Since becoming independent there have been two revolutions in Kyrgyzstan.  This monument is in memory of those killed in 2002 and 2010 and it symbolized the victory of good over evil.

The Frunze Museum contains the home of General Mikhail Frunze who was born in Bishkek.  He was a close associate of Lenin and played key roles in the revolutions of 1905 and 1917.  The city bore his name until it was changed to Bishkek.

Panfilov Park contains more memorials, some nice paths, and lots of rides for the kids.  Although some of the rides looked as if they hadn't been serviced in quite some time.

The monument for Nasirdin Isanov was installed in 2003 as part of the city's 125th anniversary.  Isanov was the country's first prime minister.

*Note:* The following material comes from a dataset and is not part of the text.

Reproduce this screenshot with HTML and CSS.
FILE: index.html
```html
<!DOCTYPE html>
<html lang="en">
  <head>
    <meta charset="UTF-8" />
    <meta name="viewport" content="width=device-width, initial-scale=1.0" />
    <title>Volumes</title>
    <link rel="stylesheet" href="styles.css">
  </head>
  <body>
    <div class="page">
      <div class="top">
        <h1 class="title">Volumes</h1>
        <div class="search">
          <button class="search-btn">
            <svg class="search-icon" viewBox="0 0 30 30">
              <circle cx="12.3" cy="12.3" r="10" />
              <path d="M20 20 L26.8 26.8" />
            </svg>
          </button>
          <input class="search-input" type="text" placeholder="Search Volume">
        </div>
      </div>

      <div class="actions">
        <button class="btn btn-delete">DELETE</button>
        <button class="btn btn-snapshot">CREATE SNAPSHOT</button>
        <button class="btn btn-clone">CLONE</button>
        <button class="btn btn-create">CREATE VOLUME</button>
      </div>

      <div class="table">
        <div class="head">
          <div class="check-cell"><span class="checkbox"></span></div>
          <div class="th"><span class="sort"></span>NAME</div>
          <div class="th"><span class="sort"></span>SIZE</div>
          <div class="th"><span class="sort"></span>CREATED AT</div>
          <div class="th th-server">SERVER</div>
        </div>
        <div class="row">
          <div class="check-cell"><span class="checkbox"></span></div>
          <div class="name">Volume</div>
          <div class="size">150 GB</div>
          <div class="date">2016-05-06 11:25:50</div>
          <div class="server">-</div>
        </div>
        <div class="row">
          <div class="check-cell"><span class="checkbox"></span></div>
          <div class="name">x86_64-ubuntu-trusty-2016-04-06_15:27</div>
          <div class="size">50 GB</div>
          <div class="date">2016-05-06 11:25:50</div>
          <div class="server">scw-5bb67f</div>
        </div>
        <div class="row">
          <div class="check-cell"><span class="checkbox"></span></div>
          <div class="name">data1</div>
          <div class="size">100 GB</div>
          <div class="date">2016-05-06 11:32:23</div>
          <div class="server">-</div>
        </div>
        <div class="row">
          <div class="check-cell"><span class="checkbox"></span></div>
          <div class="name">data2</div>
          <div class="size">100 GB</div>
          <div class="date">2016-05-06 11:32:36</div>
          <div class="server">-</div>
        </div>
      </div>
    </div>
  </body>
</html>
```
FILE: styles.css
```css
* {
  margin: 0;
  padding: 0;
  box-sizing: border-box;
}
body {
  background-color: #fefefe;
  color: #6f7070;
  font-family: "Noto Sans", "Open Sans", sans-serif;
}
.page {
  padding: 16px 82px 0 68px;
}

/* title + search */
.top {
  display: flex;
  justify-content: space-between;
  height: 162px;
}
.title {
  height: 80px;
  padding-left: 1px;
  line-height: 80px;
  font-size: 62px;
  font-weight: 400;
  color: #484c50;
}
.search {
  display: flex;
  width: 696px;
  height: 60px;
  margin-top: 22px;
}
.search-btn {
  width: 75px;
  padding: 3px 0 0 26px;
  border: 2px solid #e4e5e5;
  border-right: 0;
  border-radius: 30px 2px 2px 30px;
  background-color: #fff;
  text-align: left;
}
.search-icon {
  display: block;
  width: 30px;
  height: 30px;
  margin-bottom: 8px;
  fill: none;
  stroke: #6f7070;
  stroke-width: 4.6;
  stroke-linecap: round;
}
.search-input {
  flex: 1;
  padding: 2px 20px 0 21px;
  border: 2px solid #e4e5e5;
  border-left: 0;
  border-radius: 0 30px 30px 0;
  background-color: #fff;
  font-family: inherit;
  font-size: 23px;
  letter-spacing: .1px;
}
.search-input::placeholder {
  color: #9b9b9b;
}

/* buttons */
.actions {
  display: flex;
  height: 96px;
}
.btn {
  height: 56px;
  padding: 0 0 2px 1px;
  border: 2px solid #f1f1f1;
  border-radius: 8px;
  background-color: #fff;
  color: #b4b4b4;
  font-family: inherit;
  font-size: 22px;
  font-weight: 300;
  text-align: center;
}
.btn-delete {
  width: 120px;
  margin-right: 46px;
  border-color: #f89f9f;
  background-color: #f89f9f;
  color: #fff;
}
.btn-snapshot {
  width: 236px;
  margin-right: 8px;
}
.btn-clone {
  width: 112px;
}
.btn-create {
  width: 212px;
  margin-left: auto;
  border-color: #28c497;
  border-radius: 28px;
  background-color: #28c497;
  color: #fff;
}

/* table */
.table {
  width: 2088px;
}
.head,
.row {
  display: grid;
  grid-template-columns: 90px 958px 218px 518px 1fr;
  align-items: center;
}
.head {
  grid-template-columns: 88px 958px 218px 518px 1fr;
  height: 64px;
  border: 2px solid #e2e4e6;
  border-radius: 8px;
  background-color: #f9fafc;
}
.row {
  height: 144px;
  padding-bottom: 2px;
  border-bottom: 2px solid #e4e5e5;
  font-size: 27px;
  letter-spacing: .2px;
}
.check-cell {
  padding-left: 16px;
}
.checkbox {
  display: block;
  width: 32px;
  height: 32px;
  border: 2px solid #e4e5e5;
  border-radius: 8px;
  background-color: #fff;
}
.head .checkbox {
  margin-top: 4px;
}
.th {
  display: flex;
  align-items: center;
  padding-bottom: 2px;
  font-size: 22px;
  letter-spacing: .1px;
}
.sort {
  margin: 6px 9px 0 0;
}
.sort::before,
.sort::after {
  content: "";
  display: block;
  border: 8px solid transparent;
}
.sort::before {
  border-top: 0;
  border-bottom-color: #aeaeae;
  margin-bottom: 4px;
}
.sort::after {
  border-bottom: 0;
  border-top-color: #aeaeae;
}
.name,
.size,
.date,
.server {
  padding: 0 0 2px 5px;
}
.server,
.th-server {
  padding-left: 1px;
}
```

Toktogul Satylganov was a poet, singer and musician.  This 1974 granite monument shows him with his traditional instrument, the komiz.

The philharmonic hall was built in 1980.

Bishkek was pretty easy to get around.  Almost everything is written in Kyrgyz and Russian.  Some of the younger people seem to understand basic English but it was nice to give my Russian a work out.

I found the old buses interesting.  When you get on, you enter in the rear.  You exit from the front of the bus as you pay the driver.  A ride was only 8 Som (~12¢).